Isn’t that how life works? I decided I’ve been too melancholy lately around these parts so I planned on focusing on more fun and upbeat topics, and to lay to rest the mom thing, the writing thing, the balance thing for a few posts. Planned is the operative word.

This weekend the husband had to work all weekend. We got him till noon on Saturday and then it was just me and O all weekend. That idea used to scare me. What would we do, how would we pass the whole weekend, what if I needed a break? Now though it’s so much easier. I am not sure whether it’s O, who is definitely older and more fun and more easily entertained, or if it’s me whose gotten easier, who has relaxed and let it be easier. Probably the latter.

O and I had a GREAT weekend. We laughed and giggled and played and danced and threw balls and hugged and blew kisses and played with bubbles.
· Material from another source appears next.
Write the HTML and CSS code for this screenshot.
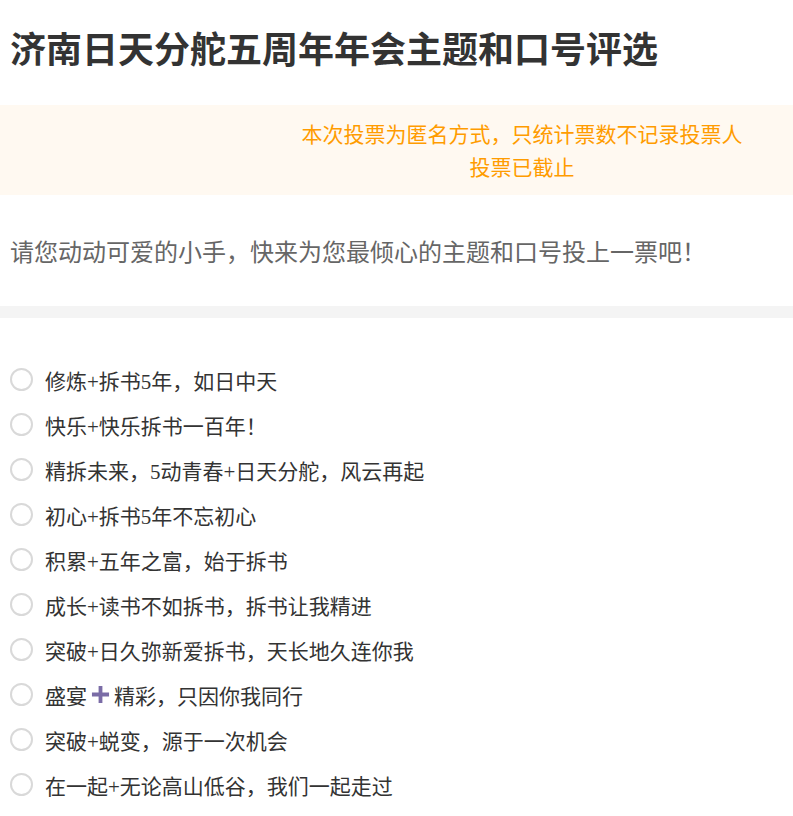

We ate a LOT and cleaned up the kitchen a LOT. I swear it’s like Groundhog Day with a toddler with the meals and the milk and the snacks and the cleaning up the highchair tray. But in between I watched him. And at the end of yesterday and into this morning, I was very fulfilled, very content and yet a little sad. Because I felt like I got to know him better. I felt connected to him. And sad because this morning I turned him over to the nanny and lost that connection, for a little while at least.

And this morning, trying to dive back into my writing, I feel a little pull, the pull of a tiny hand that was wrapped around mine all weekend. I can still feel his hand, like the way you feel your wedding ring even when it’s not on your finger. I miss him. It’s usually much easier to make the switch for me. But today I am rethinking everything. Just when I think I understand the balance, for me at least, I get hit upside the head with the see saw.

And then I read this beautiful post and started crying in the middle of Starbucks. I don’t think it’s so simple (for me) as just making a choice. I can’t make that choice right now, to stay home.

I don’t really have anything profound to say on the subject. Even though I’m feeling that pull, I don’t think quitting my job is the magical answer. Because there were many many moments this weekend that I thought “This is just so hard. I don’t know some women do this, just this, all day, everyday. ” No matter what we do as moms, we feel the pull, towards something else. And we question, did we make the right choice?

There is no right choice. Every path has its roses and thorns. Every path has its quiet coffee breaks and dirty diapers. The best we can do is admit the feelings and remember that there is always a yin to the yang, that the pendulum always swings back the other way, and that every experience passes. The good moments pass, but so do the bad.

This morning, I have nothing profound. Just that I feel a pull, towards something, someone. Just that I miss my little guy.